Mundo dual. Los analistas de estrategia militar avisan a los gobiernos de que la guerra que viene, que está llegando, que ya asoma la nariz, es cibernética, telemática, usa las armas de la sociedad de la información y la comunicación, y las modernas iniciativas de defensa estratégica no deben preocuparse por los misiles balísticos intercontinentales que puedan lanzar las otras potencias sino por la capacidad del potencial enemigo para penetrar los cortafuegos de la informática militar y llegar a inutilizarla o controlarla. O de la informática financiera, la que abre y cierra los semáforos en las calles del dinero virtual y le permite circular con eficacia. ¿Imaginan la magnitud de la catástrofe si dicho sistema entrara en apagón general y dilatado? En los últimos tiempos se suceden las noticias más o menos oficiosas sobre ciberataques atribuidos al malo de turno o a algún gran competidor económico, y surge la angustia: ¿es posible que un ejército de hackers orientales conquiste Occidente a golpe de virus informático, sin moverse de casa, sin mancharse las manos de sangre?

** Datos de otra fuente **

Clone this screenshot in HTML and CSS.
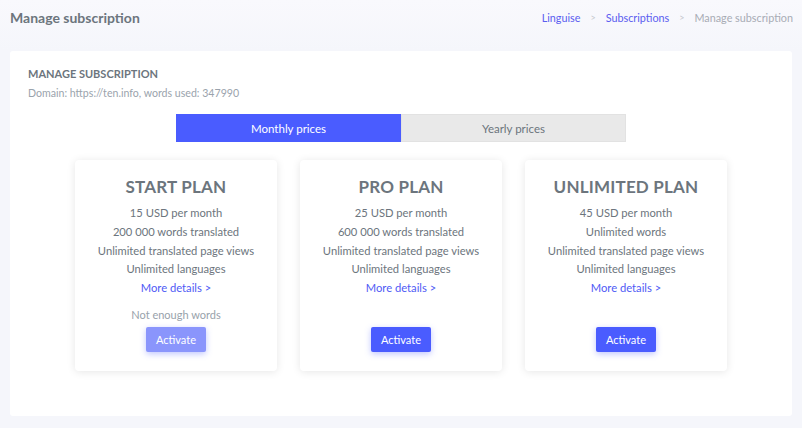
FILE: index.html
```html
<!DOCTYPE html>
<html>
<head>
<meta charset="utf-8">
<link rel="stylesheet" href="styles.css">
</head>
<body>
<div class="topbar">
  <h1 class="page-title">Manage subscription</h1>
  <nav class="crumbs">
    <a class="crumb-link">Linguise</a>
    <span class="sep">&gt;</span>
    <a class="crumb-link">Subscriptions</a>
    <span class="sep">&gt;</span>
    <span class="crumb-current">Manage subscription</span>
  </nav>
</div>
<div class="main-card">
  <h2 class="section-title">MANAGE SUBSCRIPTION</h2>
  <p class="domain">Domain: https://ten.info, words used: 347990</p>
  <div class="tabs">
    <div class="tab active">Monthly prices</div>
    <div class="tab">Yearly prices</div>
  </div>
  <div class="plans">
    <div class="plan">
      <h3 class="plan-title">START PLAN</h3>
      <p class="feat">15 USD per month</p>
      <p class="feat">200 000 words translated</p>
      <p class="feat">Unlimited translated page views</p>
      <p class="feat">Unlimited languages</p>
      <a class="more">More details &gt;</a>
      <p class="notice">Not enough words</p>
      <button class="btn disabled">Activate</button>
    </div>
    <div class="plan">
      <h3 class="plan-title">PRO PLAN</h3>
      <p class="feat">25 USD per month</p>
      <p class="feat">600 000 words translated</p>
      <p class="feat">Unlimited translated page views</p>
      <p class="feat">Unlimited languages</p>
      <a class="more">More details &gt;</a>
      <p class="notice empty"></p>
      <button class="btn">Activate</button>
    </div>
    <div class="plan">
      <h3 class="plan-title">UNLIMITED PLAN</h3>
      <p class="feat">45 USD per month</p>
      <p class="feat">Unlimited words</p>
      <p class="feat">Unlimited translated page views</p>
      <p class="feat">Unlimited languages</p>
      <a class="more">More details &gt;</a>
      <p class="notice empty"></p>
      <button class="btn">Activate</button>
    </div>
  </div>
</div>
</body>
</html>
```
FILE: styles.css
```css
* { box-sizing: border-box; }
html, body { margin: 0; padding: 0; }
body {
  background: #f5f6fb;
  font-family: "Lato", "Open Sans", sans-serif;
  color: #6c757d;
  width: 802px;
  height: 428px;
  overflow: hidden;
}
.topbar {
  height: 51px;
  display: flex;
  align-items: center;
  justify-content: space-between;
  padding: 0 9px 0 10px;
  background: linear-gradient(#f9f9fd, #f5f6fb);
}
.page-title {
  margin: 0;
  font-size: 14px;
  font-weight: 700;
  color: #6c757d;
  margin-top: -16px;
}
.crumbs {
  display: flex;
  align-items: center;
  gap: 10px;
  font-size: 10.8px;
  margin-top: -16px;
}
.crumb-link { color: #5b5ef0; }
.crumb-current { color: #a8acb5; }
.sep { color: #c4c7cd; font-size: 9px; }
.main-card {
  margin: 0 10px;
  background: #fff;
  border-radius: 3px;
  height: 365px;
  padding: 16px 18px;
}
.section-title {
  margin: 0;
  font-size: 11px;
  font-weight: 700;
  color: #6c757d;
}
.domain {
  margin: 7px 0 0;
  font-size: 10.6px;
  color: #9aa3ac;
}
.tabs {
  display: flex;
  width: 450px;
  margin: 15px auto 0;
}
.tab {
  flex: 1;
  height: 28px;
  display: flex;
  align-items: center;
  justify-content: center;
  font-size: 11.5px;
  background: #e9e9e9;
  color: #6c757d;
  border: 1px solid #e2e2e2;
}
.tab.active {
  background: #4a5cff;
  border-color: #4a5cff;
  color: #fff;
}
.plans {
  display: flex;
  justify-content: center;
  gap: 23px;
  margin-top: 18px;
}
.plan {
  width: 202px;
  height: 211px;
  background: #fff;
  border-radius: 4px;
  box-shadow: 0 1px 8px rgba(0,0,0,0.10);
  display: flex;
  flex-direction: column;
  align-items: center;
  padding-top: 17px;
}
.plan-title {
  margin: 0 0 7px;
  font-size: 17px;
  line-height: 20px;
  font-weight: 700;
  color: #6c757d;
  letter-spacing: 0.2px;
}
.feat {
  margin: 0;
  font-size: 11.2px;
  line-height: 18.8px;
  color: #6c757d;
}
.more {
  font-size: 11.2px;
  line-height: 18.8px;
  color: #4f5bf5;
}
.notice {
  margin: 9px 0 0;
  font-size: 11px;
  line-height: 16px;
  height: 16px;
  color: #98a2ab;
}
.btn {
  margin-top: 4px;
  width: 60px;
  height: 25px;
  border: none;
  border-radius: 2px;
  background: #4a5cff;
  color: #fff;
  font-family: inherit;
  font-size: 11px;
  box-shadow: 0 2px 6px rgba(74,92,255,0.35);
  padding: 0;
}
.btn.disabled {
  background: #8a95fc;
}
```
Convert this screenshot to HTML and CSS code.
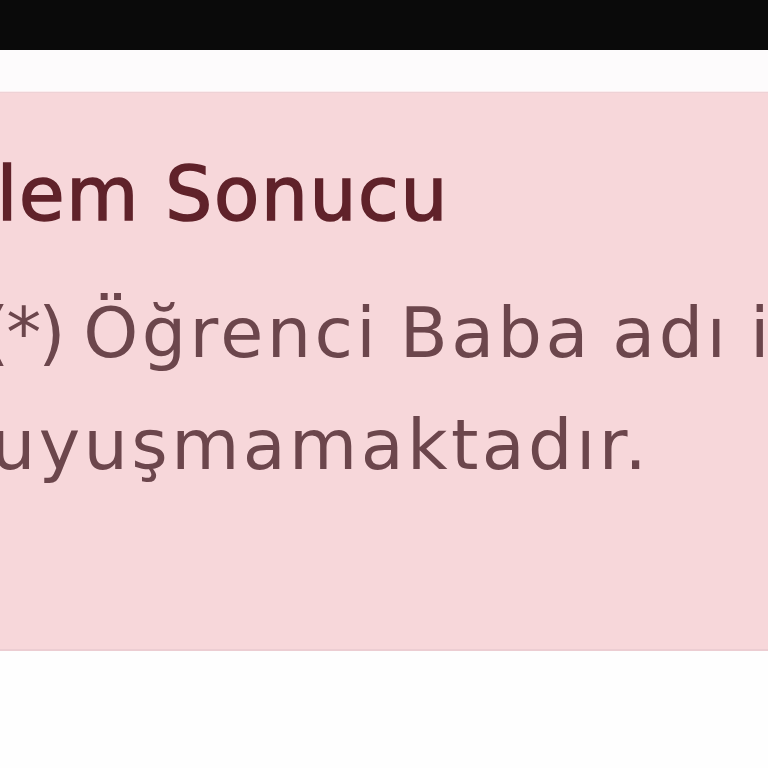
FILE: index.html
```html
<!DOCTYPE html>
<html lang="tr">
<head>
<meta charset="utf-8">
<link rel="stylesheet" href="styles.css">
</head>
<body>
<div class="topbar"></div>
<div class="gap"></div>
<div class="alert">
  <div class="inner">
    <h4 class="alert-title">İşlem Sonucu</h4>
    <p class="alert-text"><span class="mark">(*)</span> Öğrenci Baba adı ile nüfus bilgileri<br>uyuşmamaktadır.</p>
  </div>
</div>
<div class="footer-space"></div>
</body>
</html>
```
FILE: styles.css
```css
html, body {
  margin: 0;
  padding: 0;
  background: #fefefe;
  overflow: hidden;
  width: 768px;
  height: 768px;
}
.topbar {
  height: 50px;
  background: #0a0a0a;
}
.gap {
  height: 41px;
  background: #fdfbfc;
  border-bottom: 1px solid #fbeef0;
}
.alert {
  height: 556px;
  background: #f7d7da;
  border-top: 1px solid #eed2d6;
  border-bottom: 2px solid #eccdd2;
  overflow: hidden;
}
.inner {
  margin-left: -9px;
  padding-top: 57px;
  white-space: nowrap;
}
.alert-title {
  margin: 0 0 38px -58px;
  font-family: "DejaVu Sans", sans-serif;
  font-weight: 400;
  font-size: 74px;
  line-height: 89px;
  letter-spacing: 1.7px;
  color: #60222a;
  -webkit-text-stroke: 1.6px #60222a;
}
.alert-text {
  margin: 0;
  font-family: "DejaVu Sans", sans-serif;
  font-weight: 400;
  font-size: 70px;
  line-height: 112px;
  letter-spacing: 3.4px;
  word-spacing: -5px;
  color: #6c464c;
}
.mark {
  display: inline-block;
  margin-left: -9px;
  letter-spacing: -3px;
}
```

Estas son las preocupaciones de los analistas, y no falta quien sospecha que ya se dan batallas en este terreno, aunque no trasciendan por similares razones a las que mantenían ocultas las batallas y las víctimas de los enfrentamientos entre servicios secretos durante la Guerra Fría.

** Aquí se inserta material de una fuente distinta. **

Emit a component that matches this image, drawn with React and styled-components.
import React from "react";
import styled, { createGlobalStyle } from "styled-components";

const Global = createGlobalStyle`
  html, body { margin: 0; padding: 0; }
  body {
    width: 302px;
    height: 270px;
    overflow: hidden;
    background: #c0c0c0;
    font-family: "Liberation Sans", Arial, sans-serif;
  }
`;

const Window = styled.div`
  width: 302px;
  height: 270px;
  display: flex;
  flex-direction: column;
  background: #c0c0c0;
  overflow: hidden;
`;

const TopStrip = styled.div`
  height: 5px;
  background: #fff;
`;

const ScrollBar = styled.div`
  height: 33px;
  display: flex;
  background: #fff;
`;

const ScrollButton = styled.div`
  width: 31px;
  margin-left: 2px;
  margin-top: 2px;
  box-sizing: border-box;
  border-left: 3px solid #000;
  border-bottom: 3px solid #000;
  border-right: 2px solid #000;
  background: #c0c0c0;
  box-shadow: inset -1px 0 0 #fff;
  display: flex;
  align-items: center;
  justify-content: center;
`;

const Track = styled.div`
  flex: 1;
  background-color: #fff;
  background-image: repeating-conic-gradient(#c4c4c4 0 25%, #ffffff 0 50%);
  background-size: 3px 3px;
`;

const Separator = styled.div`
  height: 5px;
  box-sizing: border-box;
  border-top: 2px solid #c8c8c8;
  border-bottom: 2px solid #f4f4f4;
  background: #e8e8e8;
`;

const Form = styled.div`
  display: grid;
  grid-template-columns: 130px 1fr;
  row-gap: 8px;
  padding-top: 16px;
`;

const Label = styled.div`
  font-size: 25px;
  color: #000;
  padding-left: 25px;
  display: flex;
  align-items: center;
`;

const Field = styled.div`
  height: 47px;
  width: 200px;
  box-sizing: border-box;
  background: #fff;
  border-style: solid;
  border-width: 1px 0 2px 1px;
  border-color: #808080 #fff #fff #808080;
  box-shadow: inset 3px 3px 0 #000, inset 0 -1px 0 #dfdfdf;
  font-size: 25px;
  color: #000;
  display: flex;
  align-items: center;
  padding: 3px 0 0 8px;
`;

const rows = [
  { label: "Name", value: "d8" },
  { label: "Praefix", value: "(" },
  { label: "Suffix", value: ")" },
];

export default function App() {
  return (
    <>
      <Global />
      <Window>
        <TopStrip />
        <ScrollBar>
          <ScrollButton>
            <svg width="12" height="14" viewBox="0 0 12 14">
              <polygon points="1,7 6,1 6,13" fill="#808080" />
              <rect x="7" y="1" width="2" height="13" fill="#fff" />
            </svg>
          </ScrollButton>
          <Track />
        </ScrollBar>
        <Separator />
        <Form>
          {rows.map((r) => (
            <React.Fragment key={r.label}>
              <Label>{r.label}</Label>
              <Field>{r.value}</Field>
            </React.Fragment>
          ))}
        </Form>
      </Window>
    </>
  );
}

Pero, mientras tanto, persisten las guerras del estilo antiguo, basadas en la vieja práctica de ocupar territorios y controlar a su población. No hay más que observar el sur y el este del Mediterráneo. Libia, Siria y, al lado, Irak. Guerras oficialmente no declaradas entre ejércitos y milicias, en las que se conquistan enclaves, refinerías y ciudades, y en las que estas últimas son machacadas como en la Segunda Guerra Mundial. Ruinas, cascotes, muertos, heridos y refugiados por cientos de miles, los más afortunados de los cuales están lo bastante cerca para llamar a las puertas de la desconcertada e inoperante Europa, aun a riesgo de morir en el mar, mientras los menos afortunados se hacinan en parajes desérticos, con el sentimiento de ser el subproducto no reciclable de un choque de intereses entre poderosos sin escrúpulos. Aquí mandan el lanzador de cohetes y el kalashnikov. Guerras tribales de segunda división, financiadas por poderes regionales que juegan al ajedrez de la hegemonía en territorios que el colonialismo llenó de fronteras artificiales y estados condenados al fracaso. Buscar la manera de hackear el Pentágono y Wall Street o reducir ciudades a escombros a medida que avanzan las tropas: dos formas de hacer la guerra en la misma década.